Gather every line holding the string "page".

Material provided —
---+---

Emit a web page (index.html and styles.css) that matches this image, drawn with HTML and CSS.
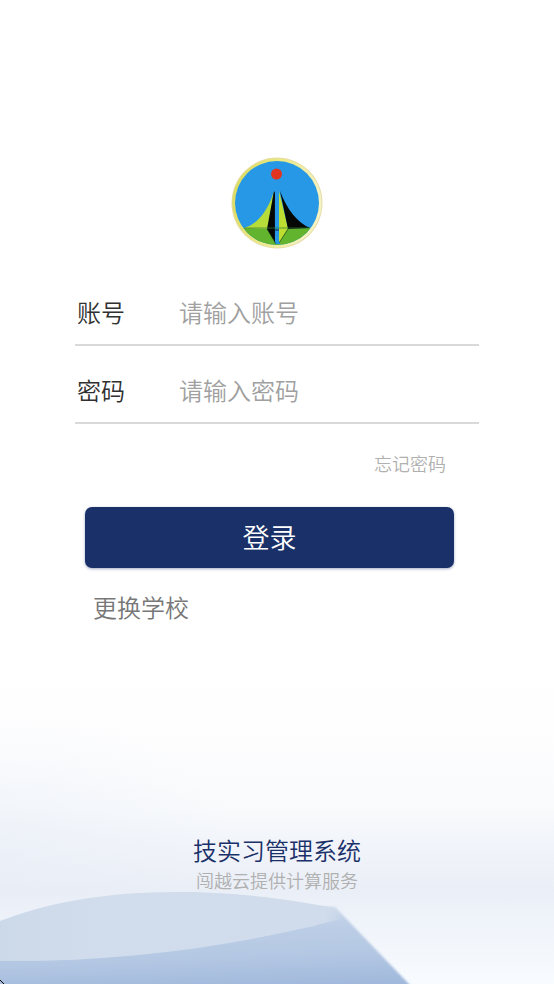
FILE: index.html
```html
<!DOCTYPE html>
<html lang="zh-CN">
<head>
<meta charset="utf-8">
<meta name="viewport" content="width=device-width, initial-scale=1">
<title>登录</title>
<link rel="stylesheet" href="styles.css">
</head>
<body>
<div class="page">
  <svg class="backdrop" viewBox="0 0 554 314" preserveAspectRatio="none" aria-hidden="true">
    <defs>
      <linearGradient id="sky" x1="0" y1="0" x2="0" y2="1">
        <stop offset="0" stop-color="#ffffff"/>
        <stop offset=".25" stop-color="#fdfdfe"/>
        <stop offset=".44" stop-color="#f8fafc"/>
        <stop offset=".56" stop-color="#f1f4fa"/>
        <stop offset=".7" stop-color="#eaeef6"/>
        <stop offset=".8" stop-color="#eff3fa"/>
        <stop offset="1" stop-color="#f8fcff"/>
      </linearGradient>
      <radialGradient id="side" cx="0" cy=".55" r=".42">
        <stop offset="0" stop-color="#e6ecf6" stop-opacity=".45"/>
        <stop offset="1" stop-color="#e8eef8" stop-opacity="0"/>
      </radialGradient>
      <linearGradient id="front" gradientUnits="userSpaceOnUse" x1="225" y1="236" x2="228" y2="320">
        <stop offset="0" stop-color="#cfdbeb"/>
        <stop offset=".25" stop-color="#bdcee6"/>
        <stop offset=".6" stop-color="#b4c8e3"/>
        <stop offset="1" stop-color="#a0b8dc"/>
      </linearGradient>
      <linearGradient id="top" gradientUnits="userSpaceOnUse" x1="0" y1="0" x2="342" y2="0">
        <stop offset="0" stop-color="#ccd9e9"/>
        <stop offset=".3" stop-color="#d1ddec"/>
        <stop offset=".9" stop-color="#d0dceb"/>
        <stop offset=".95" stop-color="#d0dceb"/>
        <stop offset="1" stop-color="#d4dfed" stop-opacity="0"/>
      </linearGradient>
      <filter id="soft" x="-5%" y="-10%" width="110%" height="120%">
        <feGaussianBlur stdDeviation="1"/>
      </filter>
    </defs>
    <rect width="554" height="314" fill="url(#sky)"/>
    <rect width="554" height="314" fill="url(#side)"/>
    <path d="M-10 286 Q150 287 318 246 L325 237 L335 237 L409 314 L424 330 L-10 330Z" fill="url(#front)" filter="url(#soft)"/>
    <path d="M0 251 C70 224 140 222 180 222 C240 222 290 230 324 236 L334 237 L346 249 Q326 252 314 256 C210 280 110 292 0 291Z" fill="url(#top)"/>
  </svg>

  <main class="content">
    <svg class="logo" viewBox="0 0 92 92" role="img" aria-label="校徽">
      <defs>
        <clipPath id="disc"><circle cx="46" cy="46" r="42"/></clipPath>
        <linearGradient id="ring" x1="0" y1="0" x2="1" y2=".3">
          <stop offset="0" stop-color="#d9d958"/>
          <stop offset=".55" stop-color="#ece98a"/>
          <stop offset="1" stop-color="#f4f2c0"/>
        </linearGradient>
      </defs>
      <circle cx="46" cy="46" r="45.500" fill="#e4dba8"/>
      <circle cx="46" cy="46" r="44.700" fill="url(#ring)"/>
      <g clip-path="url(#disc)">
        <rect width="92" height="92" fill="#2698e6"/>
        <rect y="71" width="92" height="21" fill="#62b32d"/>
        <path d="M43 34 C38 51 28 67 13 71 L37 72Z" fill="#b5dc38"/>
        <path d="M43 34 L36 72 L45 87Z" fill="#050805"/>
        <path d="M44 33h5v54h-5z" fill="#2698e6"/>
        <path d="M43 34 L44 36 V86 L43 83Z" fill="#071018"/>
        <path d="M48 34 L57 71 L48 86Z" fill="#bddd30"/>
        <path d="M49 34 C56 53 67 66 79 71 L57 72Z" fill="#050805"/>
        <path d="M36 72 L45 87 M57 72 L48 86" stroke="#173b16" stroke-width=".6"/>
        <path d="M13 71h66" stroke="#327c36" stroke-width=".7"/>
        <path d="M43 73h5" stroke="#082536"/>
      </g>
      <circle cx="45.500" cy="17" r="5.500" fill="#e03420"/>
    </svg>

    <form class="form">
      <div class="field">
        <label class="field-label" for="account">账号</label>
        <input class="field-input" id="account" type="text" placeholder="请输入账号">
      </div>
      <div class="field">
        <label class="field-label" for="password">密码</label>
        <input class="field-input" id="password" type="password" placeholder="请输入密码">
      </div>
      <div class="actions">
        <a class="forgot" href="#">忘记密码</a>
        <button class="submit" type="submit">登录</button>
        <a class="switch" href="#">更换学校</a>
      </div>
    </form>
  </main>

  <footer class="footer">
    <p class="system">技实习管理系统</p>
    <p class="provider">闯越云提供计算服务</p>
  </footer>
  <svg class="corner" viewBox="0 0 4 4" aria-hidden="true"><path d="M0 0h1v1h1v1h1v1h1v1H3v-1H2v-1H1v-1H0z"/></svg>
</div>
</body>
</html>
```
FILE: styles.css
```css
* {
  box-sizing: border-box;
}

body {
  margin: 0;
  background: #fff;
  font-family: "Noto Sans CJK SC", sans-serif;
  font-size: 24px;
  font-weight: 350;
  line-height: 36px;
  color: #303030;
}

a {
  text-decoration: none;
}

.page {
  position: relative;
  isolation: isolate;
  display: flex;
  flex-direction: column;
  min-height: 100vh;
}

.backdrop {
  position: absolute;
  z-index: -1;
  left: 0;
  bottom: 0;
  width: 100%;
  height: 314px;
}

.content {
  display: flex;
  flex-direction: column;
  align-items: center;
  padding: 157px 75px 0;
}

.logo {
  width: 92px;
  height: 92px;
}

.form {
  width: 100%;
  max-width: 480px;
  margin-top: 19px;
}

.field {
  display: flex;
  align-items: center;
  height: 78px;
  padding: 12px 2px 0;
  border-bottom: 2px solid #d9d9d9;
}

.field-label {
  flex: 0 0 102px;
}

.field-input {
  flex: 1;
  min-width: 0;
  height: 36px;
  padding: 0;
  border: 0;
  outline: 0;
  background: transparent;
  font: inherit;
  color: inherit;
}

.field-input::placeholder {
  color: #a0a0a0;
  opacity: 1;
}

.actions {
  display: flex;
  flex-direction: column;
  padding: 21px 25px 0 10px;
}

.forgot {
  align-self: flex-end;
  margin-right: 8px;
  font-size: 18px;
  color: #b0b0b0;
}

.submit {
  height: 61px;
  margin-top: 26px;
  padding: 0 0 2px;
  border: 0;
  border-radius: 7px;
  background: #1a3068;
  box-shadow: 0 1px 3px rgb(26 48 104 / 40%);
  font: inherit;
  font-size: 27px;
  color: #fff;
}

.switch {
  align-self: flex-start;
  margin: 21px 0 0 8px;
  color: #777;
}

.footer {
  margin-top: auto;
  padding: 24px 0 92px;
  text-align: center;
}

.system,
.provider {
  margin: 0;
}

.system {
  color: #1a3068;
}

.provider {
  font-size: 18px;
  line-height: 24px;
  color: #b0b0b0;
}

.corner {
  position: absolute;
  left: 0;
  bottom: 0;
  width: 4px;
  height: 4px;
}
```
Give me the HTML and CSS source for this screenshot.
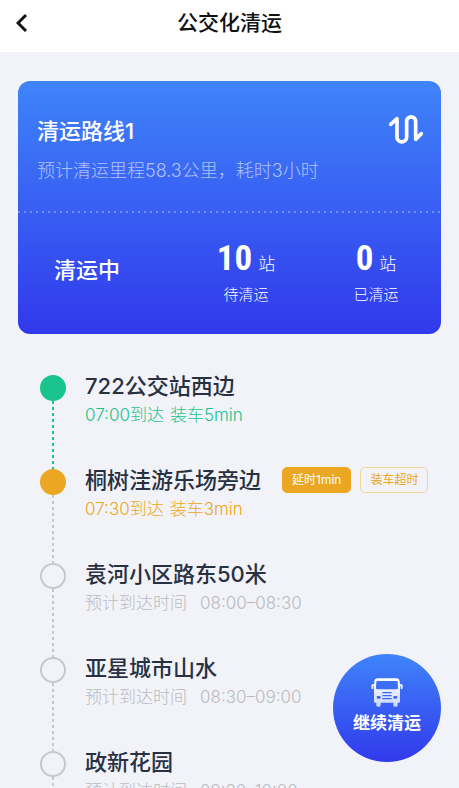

---+---

Task answer —
Emit a web page (index.html and styles.css) that matches this image, drawn with HTML and CSS.
<div class="page">
.page {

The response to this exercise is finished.